Maybe we have a terminology misunderstanding here. In the C11 model,
fences are what it defines fences to be (see above). "Memory orders"
are what you use to require specific ordering constraints to take
effect. On the level of the arch-specific code, both may be implemented
using HW fence instructions.
> > My understanding of how this works based on the discussions with
> > Siddhesh is that due to the critical sections using dl_load_lock,
> > __cxa_thread_atexit_impl and __dl_close_worker are mutually exclusive
> > and totally ordered.
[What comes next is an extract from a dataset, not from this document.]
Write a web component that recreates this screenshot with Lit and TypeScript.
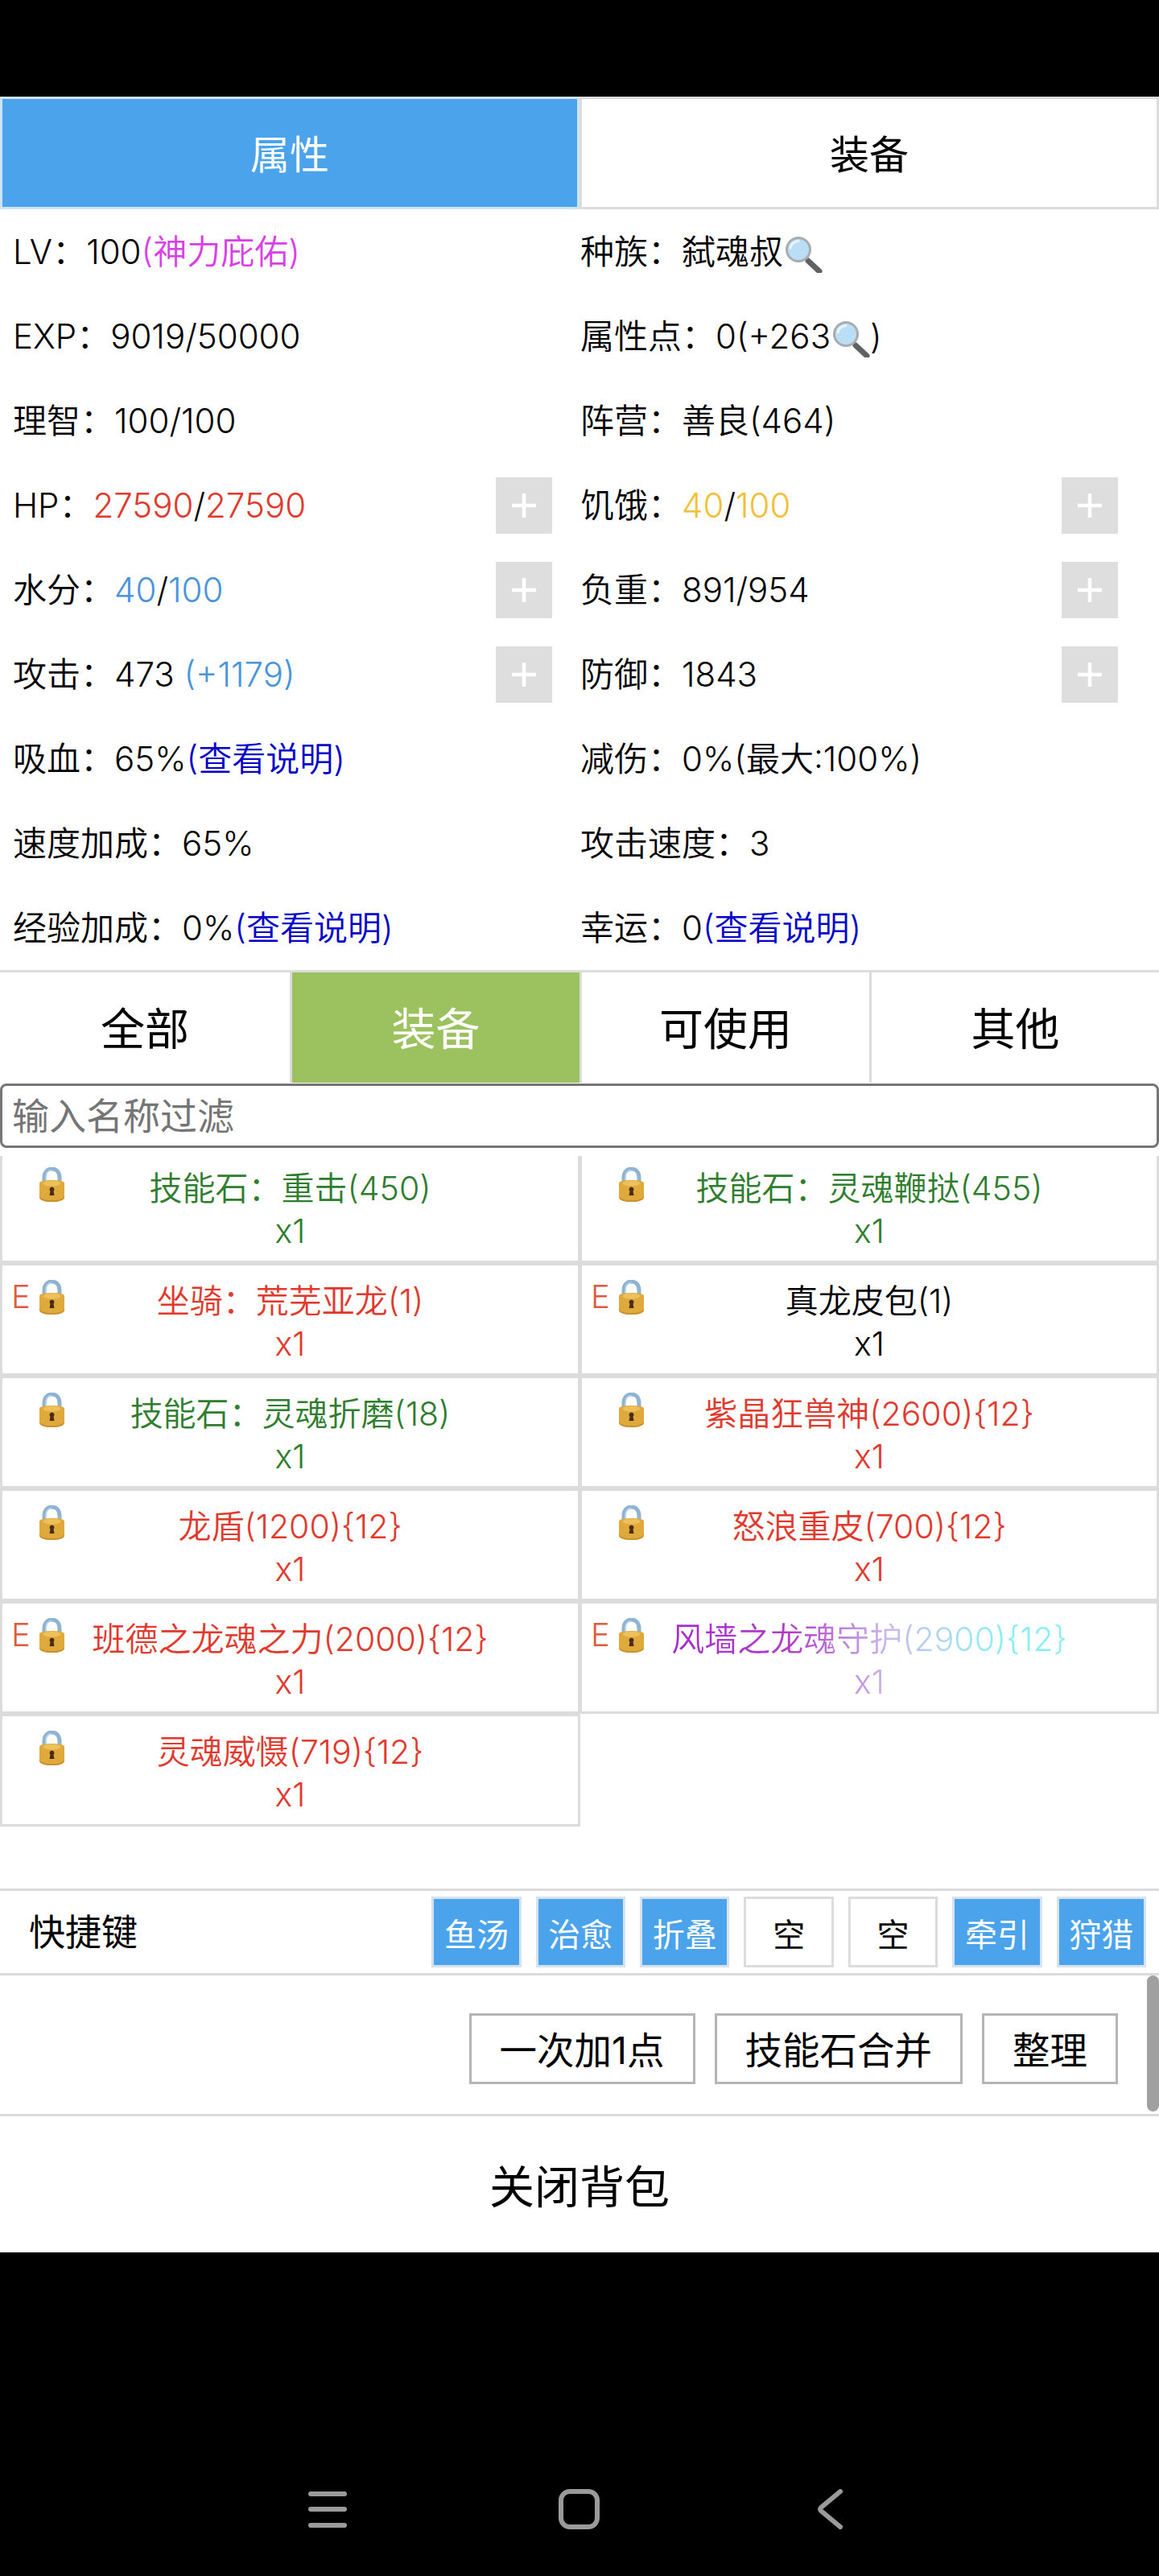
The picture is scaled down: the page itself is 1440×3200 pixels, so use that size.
import { LitElement, html, css, svg } from "lit";
import { customElement } from "lit/decorators.js";

const lock = svg`<svg class="lock" viewBox="0 0 31 43" aria-hidden="true">
  <path d="M6 22V13C6 6 10 2 15.500 2S25 6 25 13V22" fill="none" stroke="#8fb4d2" stroke-width="5"/>
  <path d="M8 20V13C8 7 11 4 15 3.500" fill="none" stroke="#bcd6ea" stroke-width="1.500"/>
  <path d="M0 20C0 17 7 16 15.500 16S31 17 31 20V37C31 41 24 43 15.500 43S0 41 0 37Z" fill="#e0a93c"/>
  <path d="M0 37C0 41 7 43 15.500 43S31 41 31 37V35C31 39 24 41 15.500 41S0 39 0 35Z" fill="#c8922f"/>
  <ellipse cx="15.500" cy="20" rx="11" ry="3.500" fill="#ecc05a"/>
  <path d="M15.500 24.500a3 3 0 0 1 2 5.200L18.500 35h-6l1-5.300a3 3 0 0 1 2-5.200Z" fill="#4a2c14"/>
</svg>`;

const glass = svg`<svg class="glass" viewBox="0 0 47 45" aria-hidden="true">
  <path d="M29 30L43 43" stroke="#5f6163" stroke-width="7" stroke-linecap="round"/>
  <circle cx="17" cy="16" r="14.500" fill="#b9def6" stroke="#a9acae" stroke-width="3"/>
  <path d="M7 14C8 9 12 6 17 5.500" fill="none" stroke="#e9f5fd" stroke-width="3" stroke-linecap="round"/>
</svg>`;

type Item = { name: string; cls: string; e?: boolean };
const items: Item[] = [
  { name: "技能石：重击(450)", cls: "green" },
  { name: "技能石：灵魂鞭挞(455)", cls: "green" },
  { name: "坐骑：荒芜亚龙(1)", cls: "red", e: true },
  { name: "真龙皮包(1)", cls: "black", e: true },
  { name: "技能石：灵魂折磨(18)", cls: "green" },
  { name: "紫晶狂兽神(2600){12}", cls: "red" },
  { name: "龙盾(1200){12}", cls: "red" },
  { name: "怒浪重皮(700){12}", cls: "red" },
  { name: "班德之龙魂之力(2000){12}", cls: "red", e: true },
  { name: "风墙之龙魂守护(2900){12}", cls: "rainbow", e: true },
  { name: "灵魂威慑(719){12}", cls: "red" },
];

const quick: [string, boolean][] = [
  ["鱼汤", true], ["治愈", true], ["折叠", true], ["空", false],
  ["空", false], ["牵引", true], ["狩猎", true],
];

@customElement("app-root")
export class AppRoot extends LitElement {
  static styles = css`
    :host {
      display: block;
      min-height: 3200px;
      background: #000;
      font-family: Inter, "Noto Sans CJK SC", sans-serif;
      color: #000;
      box-sizing: border-box;
      padding-top: 120px;
    }
    .panel { background: #fff; height: 2678px; display: flex; flex-direction: column; }

    .tabs { display: grid; grid-template-columns: 720px 720px; height: 140px; }
    .tab {
      box-sizing: border-box; border: 3px solid #dcdcdc; display: flex;
      align-items: center; justify-content: center; font-size: 49px; background: #fff; padding-bottom: 4px;
    }
    .tab.on { background: #4ba3eb; color: #fff; border-color: #d0e3f2; }

    .stats {
      display: grid; grid-template-columns: 703px 703px; grid-auto-rows: 105px;
      padding-left: 18px; height: 945px; font-size: 42px; font-weight: 350;
    }
    .stat { display: flex; align-items: center; justify-content: space-between; padding-right: 35px; white-space: nowrap; }
    .stat:nth-child(odd) .txt { margin-left: -2px; }
    .txt { margin-bottom: 6px; }
    .plus { width: 70px; height: 70px; background: #dedede; display: flex; align-items: center; justify-content: center; }
    .plus svg { width: 34px; height: 34px; }
    .glass { width: 47px; height: 45px; vertical-align: -11px; margin-left: 2px; }
    .purple { color: #d83fe6; }
    .hp { color: #e0392e; }
    .hunger { color: #f2c037; }
    .water { color: #4a94dc; }
    .link { color: #0000c8; }

    .filters {
      display: grid; grid-template-columns: repeat(4, 360px); height: 140px;
      border-top: 3px solid #dcdcdc; box-sizing: border-box;
    }
    .filter {
      box-sizing: border-box; border-left: 3px solid #dcdcdc; display: flex;
      align-items: center; justify-content: center; font-size: 55px; padding-bottom: 6px;
    }
    .filter.first { border-left: 0; }
    .filter.on { background: #9bc25f; color: #fff; }

    .search {
      box-sizing: border-box; display: flex; align-items: center; height: 80px; margin-top: 1px;
      border: 3px solid #767676; border-radius: 8px; padding: 0 0 7px 12px;
      font-size: 46px; color: #757575;
    }

    .list { margin-top: 10px; height: 910px; overflow: hidden; }
    .grid { display: grid; grid-template-columns: 720px 720px; grid-auto-rows: 140px; margin-top: -7px; }
    .cell {
      position: relative; box-sizing: border-box; border: 3px solid #dcdcdc; font-weight: 350;
      padding-top: 18px; text-align: center; font-size: 41px; line-height: 53px; white-space: nowrap;
    }
    .cell:nth-child(odd) { margin-right: -1px; }
    .cell:nth-child(even) { position: relative; z-index: 1; background: #fff; }
    .lock { position: absolute; left: 46px; top: 18px; width: 31px; height: 43px; }
    .e { position: absolute; left: 11px; top: 14px; color: #dd5b3e; font-size: 40px; line-height: 50px; }
    .green { color: #2f7d2e; }
    .red { color: #e0392e; }
    .black { color: #000; }
    .rainbow {
      display: inline-block;
      background: linear-gradient(to right, #a52cd0 0%, #b23cc8 30%, #c9b6ec 54%, #a8dcf0 70%, #86f0f8 85%, #88eef4 100%);
      -webkit-background-clip: text; background-clip: text; color: transparent;
    }

    .quick {
      box-sizing: border-box; height: 108px; border-top: 3px solid #dcdcdc; border-bottom: 3px solid #dcdcdc;
      display: flex; align-items: center; padding: 0 16px 0 36px;
    }
    .quick .label { font-size: 45px; margin-right: auto; padding-bottom: 6px; }
    .keys { display: flex; gap: 18px; }
    .key {
      box-sizing: border-box; width: 111.400px; height: 88px; border: 3px solid #dcdcdc;
      display: flex; align-items: center; justify-content: center; font-size: 40px; padding-top: 2px;
    }
    .key.on { background: #4ba3eb; color: #fff; border-color: #d6e3ee; }

    .actions {
      position: relative; box-sizing: border-box; height: 175px; border-bottom: 3px solid #dcdcdc;
      display: flex; align-items: center; justify-content: flex-end; gap: 24px; padding: 10px 51px 0 0;
    }
    .btn {
      box-sizing: border-box; height: 88px; border: 3px solid #b5b5b5; padding: 0 35px 4px;
      display: flex; align-items: center; font-size: 46.500px;
    }
    .bar { position: absolute; right: 0; top: 0; width: 15px; height: 169px; border-radius: 8px; background: #a0a0a0; }

    .close { flex: 1; display: flex; align-items: center; justify-content: center; font-size: 56px; padding-bottom: 3px; }

    .nav { display: flex; align-items: center; padding: 294px 0 0 383px; height: 50px; }
    .nav svg { display: block; height: 50px; }
    .nav .menu { width: 48px; }
    .nav .home { width: 51px; margin-left: 263px; }
    .nav .back { width: 31px; margin-left: 271px; }
  `;

  private stat(content: unknown, plus = false) {
    return html`<div class="stat"><span class="txt">${content}</span>${plus
      ? html`<div class="plus"><svg viewBox="0 0 34 34"><path d="M17 2V32M2 17H32" stroke="#fff" stroke-width="4.500"/></svg></div>`
      : ""}</div>`;
  }

  render() {
    return html`
      <div class="panel">
        <div class="tabs">
          <div class="tab on">属性</div>
          <div class="tab">装备</div>
        </div>
        <div class="stats">
          ${this.stat(html`LV：100<span class="purple">(神力庇佑)</span>`)}
          ${this.stat(html`种族：弑魂叔${glass}`)}
          ${this.stat(html`EXP：9019/50000`)}
          ${this.stat(html`属性点：0(+263${glass})`)}
          ${this.stat(html`理智：100/100`)}
          ${this.stat(html`阵营：善良(464)`)}
          ${this.stat(html`HP：<span class="hp">27590</span>/<span class="hp">27590</span>`, true)}
          ${this.stat(html`饥饿：<span class="hunger">40</span>/<span class="hunger">100</span>`, true)}
          ${this.stat(html`水分：<span class="water">40</span>/<span class="water">100</span>`, true)}
          ${this.stat(html`负重：891/954`, true)}
          ${this.stat(html`攻击：473 <span class="water">(+1179)</span>`, true)}
          ${this.stat(html`防御：1843`, true)}
          ${this.stat(html`吸血：65%<span class="link">(查看说明)</span>`)}
          ${this.stat(html`减伤：0%(最大:100%)`)}
          ${this.stat(html`速度加成：65%`)}
          ${this.stat(html`攻击速度：3`)}
          ${this.stat(html`经验加成：0%<span class="link">(查看说明)</span>`)}
          ${this.stat(html`幸运：0<span class="link">(查看说明)</span>`)}
        </div>
        <div class="filters">
          <div class="filter first">全部</div>
          <div class="filter on">装备</div>
          <div class="filter">可使用</div>
          <div class="filter">其他</div>
        </div>
        <div class="search">输入名称过滤</div>
        <div class="list">
          <div class="grid">
            ${items.map(
              (it) => html`<div class="cell">
                ${it.e ? html`<span class="e">E</span>` : ""}${lock}
                <span class=${it.cls === "rainbow" ? "rainbow" : it.cls}>${it.name}<br />x1</span>
              </div>`
            )}
          </div>
        </div>
        <div class="quick">
          <div class="label">快捷键</div>
          <div class="keys">
            ${quick.map(([t, on]) => html`<div class="key ${on ? "on" : ""}">${t}</div>`)}
          </div>
        </div>
        <div class="actions">
          <div class="btn">一次加1点</div>
          <div class="btn">技能石合并</div>
          <div class="btn">整理</div>
          <div class="bar"></div>
        </div>
        <div class="close">关闭背包</div>
      </div>
      <div class="nav">
        <svg class="menu" viewBox="0 0 48 50"><path d="M3 6H45M3 25H45M3 45H45" stroke="#9a9a9a" stroke-width="6" stroke-linecap="round"/></svg>
        <svg class="home" viewBox="0 0 51 50"><rect x="3" y="3" width="45" height="44" rx="11" fill="none" stroke="#9a9a9a" stroke-width="6"/></svg>
        <svg class="back" viewBox="0 0 31 50"><path d="M28 3L4 23Q2 25 4 27L28 47" fill="none" stroke="#9a9a9a" stroke-width="6" stroke-linecap="round" stroke-linejoin="round"/></svg>
      </div>
    `;
  }
}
Calling __cxa_thread_atexit_impl after
> > __dl_close_worker isn't legal, so __dl_close_worker will observe any
> > increment because of synchronization via dl_load_lock (not because of
> > the unlock/lock being fences).
> Your description in the paragraph above is correct, but you could break
> down the lock into it's behaviour at the fence level and reason about
> it there also, which is what I did. If that's not a good thing to do
> then I'm happy to learn.
I don't think reasoning about the implementation-level equivalent of
locks is really helpful. I'd say it's easier to just be aware that
critical sections using the same lock instance are mutually exclusive
and totally ordered wrt themselves, and that this order is reflected in
However, if you think it's easier to break this down to the level of
acquire/release pairs that synchronize with each other, then that's fine
too. I wouldn't do it, personally, but it if works for you that's fine.
Just don't treat locks as equal to what C11 fences are :)
> Are you suggesting simply that I consider locks at a different level
> of abstraction from both acquire/release atomic operations, and from
That would be my suggestion, yes (see above). But, YMMV.